### Goal
Your answer should be one number: how many lines of the data include the string "React"?

### Supplied material
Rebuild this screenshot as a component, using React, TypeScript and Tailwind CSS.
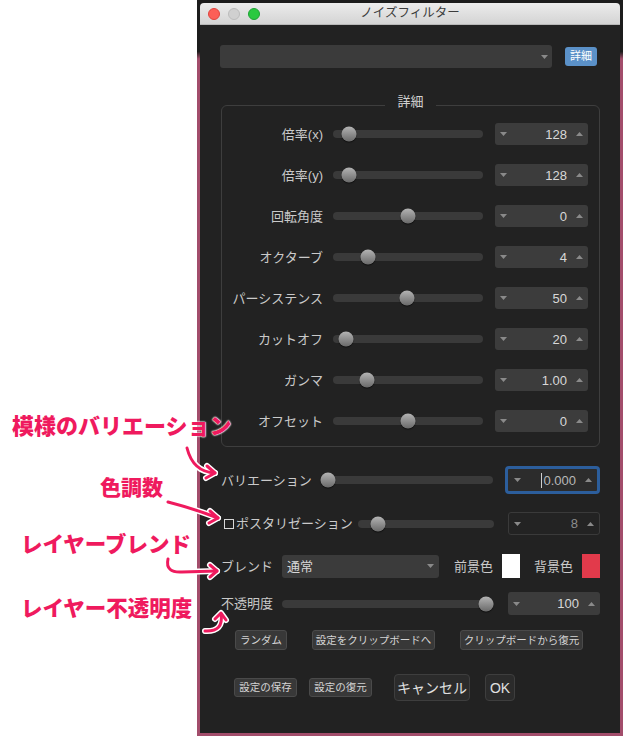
import React from 'react';

const FONT = '"Liberation Sans", "Noto Sans CJK JP", sans-serif';

const rows = [
  { label: '倍率(x)', pos: 16, value: '128' },
  { label: '倍率(y)', pos: 16, value: '128' },
  { label: '回転角度', pos: 75, value: '0' },
  { label: 'オクターブ', pos: 35, value: '4' },
  { label: 'パーシステンス', pos: 74, value: '50' },
  { label: 'カットオフ', pos: 13, value: '20' },
  { label: 'ガンマ', pos: 34, value: '1.00' },
  { label: 'オフセット', pos: 75, value: '0' },
];

const Down = ({ color = '#8a8a8a' }: { color?: string }) => (
  <svg width="7" height="4" viewBox="0 0 7 4" className="shrink-0">
    <path d="M0 0h7L3.5 4z" fill={color} />
  </svg>
);

const Up = ({ color = '#8a8a8a' }: { color?: string }) => (
  <svg width="7" height="4" viewBox="0 0 7 4" className="shrink-0">
    <path d="M0 4h7L3.5 0z" fill={color} />
  </svg>
);

// Track with a round thumb; pos is the thumb centre in px from the track's left
const Slider = ({ pos, className = '' }: { pos: number | string; className?: string }) => (
  <div className={`relative h-[8px] rounded-full bg-[#3a3a3a] ${className}`}>
    <span
      className="absolute top-1/2 h-[15px] w-[15px] -translate-x-1/2 -translate-y-1/2 rounded-full bg-linear-to-b from-[#b4b4b4] to-[#6a6a6a] shadow-[0_1px_1px_rgba(0,0,0,0.6)]"
      style={{ left: pos }}
    />
  </div>
);

const SpinBox = ({ value, className = '' }: { value: string; className?: string }) => (
  <div className={`flex h-[22px] shrink-0 items-center rounded-[3px] bg-[#3c3c3c] px-[5px] ${className}`}>
    <Down />
    <span className="flex-1 pr-[9px] text-right text-[13px] leading-none text-[#d8d8d8]">{value}</span>
    <Up />
  </div>
);

const Label = ({ children, className = '' }: { children: React.ReactNode; className?: string }) => (
  <div className={`shrink-0 whitespace-nowrap text-[13px] leading-none text-[#cacaca] ${className}`}>{children}</div>
);

const Btn = ({ children, className = '' }: { children: React.ReactNode; className?: string }) => (
  <div
    className={`flex shrink-0 items-center justify-center whitespace-nowrap rounded-[3px] border border-[#4a4a4a] bg-[#383838] text-[10.5px] leading-none text-[#d4d4d4] ${className}`}
  >
    {children}
  </div>
);

const BigBtn = ({ children, className = '' }: { children: React.ReactNode; className?: string }) => (
  <div
    className={`flex h-[27px] shrink-0 items-center justify-center whitespace-nowrap rounded-[4px] border border-[#3e3e3e] bg-[#2b2b2b] text-[14px] leading-none text-[#e0e0e0] ${className}`}
  >
    {children}
  </div>
);

const Note = ({ children, className = '' }: { children: React.ReactNode; className?: string }) => (
  <div
    className={`absolute whitespace-nowrap font-black leading-none text-[#ef1a5e] [text-shadow:0_0_2px_#fff,0_0_2px_#fff,0_0_1px_#fff] ${className}`}
  >
    {children}
  </div>
);

const arrows = [
  'M187 448 Q193 472 215 473',
  'M207 466 L215 473 L206 478',
  'M168 502 Q195 509 218 518',
  'M210 511 L218 518 L209 523',
  'M168 559 Q165 573 182 572 L217 571',
  'M210 565 L217 571 L210 577',
  'M205 631 Q224 632 221 614',
  'M215 619 L221 613 L226 620',
];

export default function App() {
  return (
    <div className="relative h-[736px] w-[634px] overflow-hidden bg-white" style={{ fontFamily: FONT }}>
      {/* Window */}
      <div className="ml-[197px] flex h-[736px] w-[426px] flex-col bg-linear-to-b from-[#1c1c1c] from-7% to-[#a24d6b] to-8% px-[3px] pb-[3px] pt-[3px]">
        {/* Title bar */}
        <div className="grid h-[22px] shrink-0 grid-cols-[1fr_auto_1fr] items-center rounded-t-[4px] border-b border-[#b8b8b8] bg-linear-to-b from-[#ececec] to-[#d4d4d4] px-[8px]">
          <div className="flex gap-[8px]">
            <span className="h-[12px] w-[12px] rounded-full border border-[#e0443e] bg-[#fc5f57]" />
            <span className="h-[12px] w-[12px] rounded-full border border-[#bcbcbc] bg-[#d0d0d0]" />
            <span className="h-[12px] w-[12px] rounded-full border border-[#1ea334] bg-[#2ac940]" />
          </div>
          <div className="text-[12.5px] text-[#3c3c3c]">ノイズフィルター</div>
          <div />
        </div>

        {/* Body */}
        <div className="flex flex-1 flex-col bg-[#222222] pl-[21px] pr-[20px]">
          {/* Preset */}
          <div className="mt-[20px] flex items-center">
            <div className="-ml-[1px] flex h-[23px] w-[332px] items-center justify-end rounded-[3px] bg-[#3b3b3b] pr-[4px]">
              <Down />
            </div>
            <div className="ml-[13px] flex h-[19px] w-[32px] items-center justify-center rounded-[3px] bg-[#5b91c8] text-[11px] leading-none text-white">
              詳細
            </div>
          </div>

          {/* Details group */}
          <fieldset className="mt-[27px] rounded-[6px] border border-[#3e3e3e] pb-[14px] pt-[7px]">
            <legend className="mx-auto px-[12px] pb-[8px] text-[13px] leading-none text-[#d2d2d2]">詳細</legend>
            <div className="flex flex-col gap-[19px]">
              {rows.map((r) => (
                <div key={r.label} className="flex items-center">
                  <Label className="w-[101px] text-right">{r.label}</Label>
                  <Slider pos={r.pos} className="ml-[10px] w-[150px]" />
                  <SpinBox value={r.value} className="ml-[12px] w-[93px]" />
                </div>
              ))}
            </div>
          </fieldset>

          {/* Variation */}
          <div className="mt-[19px] flex h-[28px] items-center">
            <Label>バリエーション</Label>
            <Slider pos={7} className="ml-[9px] flex-1" />
            <div className="ml-[12px] flex h-[28px] w-[95px] shrink-0 items-center rounded-[4px] border-[3px] border-[#2c5e9c] bg-[#2c2c2c] pl-[6px] pr-[5px]">
              <Down />
              <span className="flex flex-1 items-center justify-end pr-[9px] text-[13px] leading-none text-[#b8b8b8]">
                <span className="mr-px h-[15px] w-px bg-[#cfcfcf]" />
                0.000
              </span>
              <Up />
            </div>
          </div>

          {/* Posterization */}
          <div className="mt-[18px] flex h-[23px] items-center">
            <span className="ml-[3px] h-[10px] w-[10px] shrink-0 border border-[#d8d8d8]" />
            <Label className="ml-[2px]">ポスタリゼーション</Label>
            <Slider pos={20} className="ml-[5px] flex-1" />
            <div className="ml-[14px] flex h-[23px] w-[92px] shrink-0 items-center rounded-[3px] border border-[#3a3a3a] bg-[#232323] px-[5px]">
              <Down />
              <span className="flex-1 pr-[9px] text-right text-[13px] leading-none text-[#8c8c8c]">8</span>
              <Up />
            </div>
          </div>

          {/* Blend */}
          <div className="mt-[19px] flex h-[24px] items-center">
            <Label>ブレンド</Label>
            <div className="ml-[9px] flex h-[23px] flex-1 items-center rounded-[3px] bg-[#3b3b3b] pl-[5px] pr-[5px]">
              <span className="flex-1 text-[13px] leading-none text-[#d8d8d8]">通常</span>
              <Down />
            </div>
            <Label className="ml-[15px]">前景色</Label>
            <span className="ml-[9px] h-[24px] w-[18px] shrink-0 bg-white" />
            <Label className="ml-[14px]">背景色</Label>
            <span className="ml-[9px] h-[24px] w-[18px] shrink-0 bg-[#e23a4b]" />
          </div>

          {/* Opacity */}
          <div className="mt-[14px] flex h-[23px] items-center">
            <Label>不透明度</Label>
            <Slider pos="calc(100% - 8px)" className="ml-[9px] flex-1" />
            <SpinBox value="100" className="ml-[14px] h-[23px] w-[92px]" />
          </div>

          {/* Utility buttons */}
          <div className="mt-[15px] flex items-center">
            <Btn className="ml-[14px] h-[20px] w-[52px]">ランダム</Btn>
            <Btn className="ml-[25px] h-[20px] w-[123px]">設定をクリップボードへ</Btn>
            <Btn className="ml-[25px] h-[20px] w-[123px]">クリップボードから復元</Btn>
          </div>

          {/* Dialog buttons */}
          <div className="mt-[24px] flex items-center">
            <Btn className="ml-[13px] h-[19px] w-[63px]">設定の保存</Btn>
            <Btn className="ml-[12px] h-[19px] w-[63px]">設定の復元</Btn>
            <BigBtn className="ml-[22px] w-[76px]">キャンセル</BigBtn>
            <BigBtn className="ml-[15px] w-[30px]">OK</BigBtn>
          </div>
        </div>
      </div>

      {/* Annotations */}
      <Note className="left-[12px] top-[416px] text-[22px]">模様のバリエーション</Note>
      <Note className="left-[100px] top-[477px] text-[21px]">色調数</Note>
      <Note className="left-[21px] top-[535px] text-[21.5px]">レイヤーブレンド</Note>
      <Note className="left-[21px] top-[599px] text-[21.5px]">レイヤー不透明度</Note>

      <svg className="pointer-events-none absolute left-0 top-0" width="634" height="736" viewBox="0 0 634 736" fill="none">
        <g stroke="#fff" strokeWidth="6" strokeLinecap="round" strokeLinejoin="round">
          {arrows.map((d) => (
            <path key={d} d={d} />
          ))}
        </g>
        <g stroke="#ef1a5e" strokeWidth="3" strokeLinecap="round" strokeLinejoin="round">
          {arrows.map((d) => (
            <path key={d} d={d} />
          ))}
        </g>
      </svg>
    </div>
  );
}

### The answer
6